Да с бранью, с руганью – так и отшила земского.
Этот откатился – подъехал другой, «над многими инженерами главный», чистенький, холеный, балованный аристократик. Вирка отбрила и этого, да так отбрила – лучше не надо. Отбросила земского, отшвырнула аристократа-инженера, стала жить с мужиком-кузнецом.
Этого поворота уж никак не понять какой-нибудь Аниське, которая за счастье сочла бы попутаться с «барином», – недаром читает она Вирке выговор-нравоученье:
– А что, Вирка, вот с того я и думаю: будто ты отроду и не дурочка, а по-дурьи все делаешь. Про господ вот… Ведь, как сказать, слух у нас в деревне есть, что ты на гульбу охотлива. Дак по крайности гуляла бы с умом, достаток бы наживала. Вот и пожила бы в господском житье. Вот из Романовки Мотька-то в город подалась, в хорошем заведении живет, дак у ей платья шелковые, кольцо золотое. Приезжала на роздых, хвасталась. Да и здешние-то, которые около инженеров кормятся, погляди. Что тебе обувка, что одежа – завидки берут глядеть!.. А ты… Посмотришь, и прямо жалко. Ей-пра, жалко. Все одно, коль на то дело пошла, дак по крайности с пользой бы. Господа-то к тебе как льнут…»
Вирка на это коротко ответит блудливой Аниське:
«– …У меня, Анисья, на эдакую ласку сердце неохотливое. Не жалей и не советуй. Иди-ка, баба, домой, гуляй себе по-своему, а меня не замай».
И вот приходит время, встречается, сходится Виринея с Павлом Сусловым. Не то чтобы Павел из очень передовых, не то, чтобы очень уж сознателен, но мужик он чистый, честный, голова на плечах здоровая, мысль у него верная, чутье острое.

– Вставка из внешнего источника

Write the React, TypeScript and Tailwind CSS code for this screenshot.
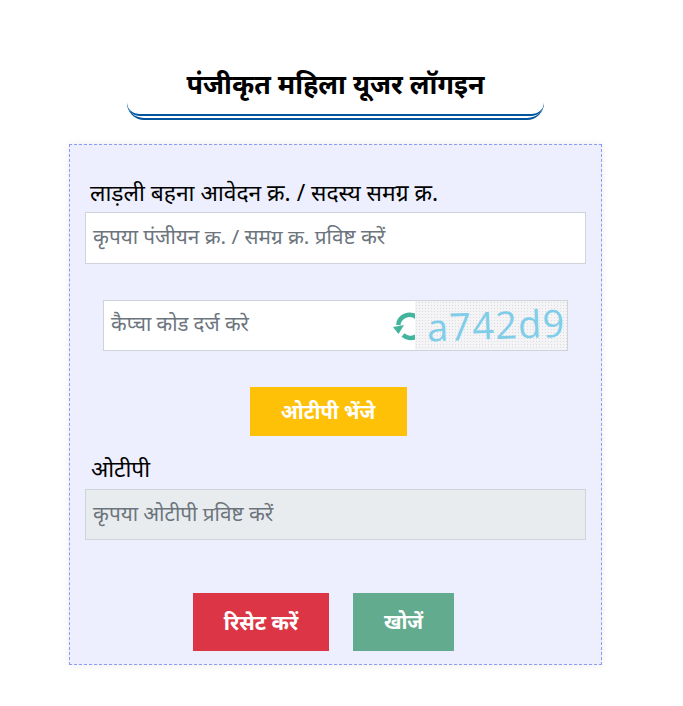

Подступил девятьсот семнадцатый год, революция. Павел Суслов входит в общественную работу, – линию ведет на сторону большевиков. Раскололся народ: кто с Павлом, кто против. Виринея сама поняла и увидела, где настоящее дело, не пришлось ей себя ни ломать, ни перестраивать – так же думала, как Павел Суслов. Как-то на первых днях, когда не уразумел еще всего и как следует народ, когда галдели немало за войну «до победного конца», смеялась Виринея:
«– Не терпит печенка. Шуметь охота. А я как глупым разумом гляжу, да думаю – какая то свобода? И войну не кончают, и земли не дают, и богатеи пузом все нашего брата зашибают. Уж трясти, дак до корню трясти!..»
Не зная и не видя путей, которыми можно провести эту встряску «до корню», не имея ни опыта, ни знанья, ни закалки соответственной, будучи в борьбе революционной человеком совершенно новым, сырым, неопытным, Виринея выходила на путь борьбы так же, как выходили тысячи, сотни тысяч, миллионы трудящегося люда: верные своему классовому чутью, толкаемые вперед всем строем господствовавших отношений, увлекаемые вперед наиболее твердыми, смелыми, сознательными.
У Виринеи в каждом слове, в каждом поступке чувствуете вы подлинную силу, богатые, но дремлющие, неразвернутые способности. Это не просто забитая крестьянская женщина, удрученная и замученная невзгодами тяжелой, беспросветной жизни, – о нет, Виринею в дугу не согнешь, Виринею не смучишь, такую недюжинную силу скоро не осилишь. Как кряж, крепкая – она отгрызается, отбивается, не поддается и, видно, не поддастся никому, скорее погибнет, а не поддастся. Не напрасно, не для красного словца сказала она земскому:
«– Ни тюрьмы, ни сумы, самой смерти теперь не боюсь».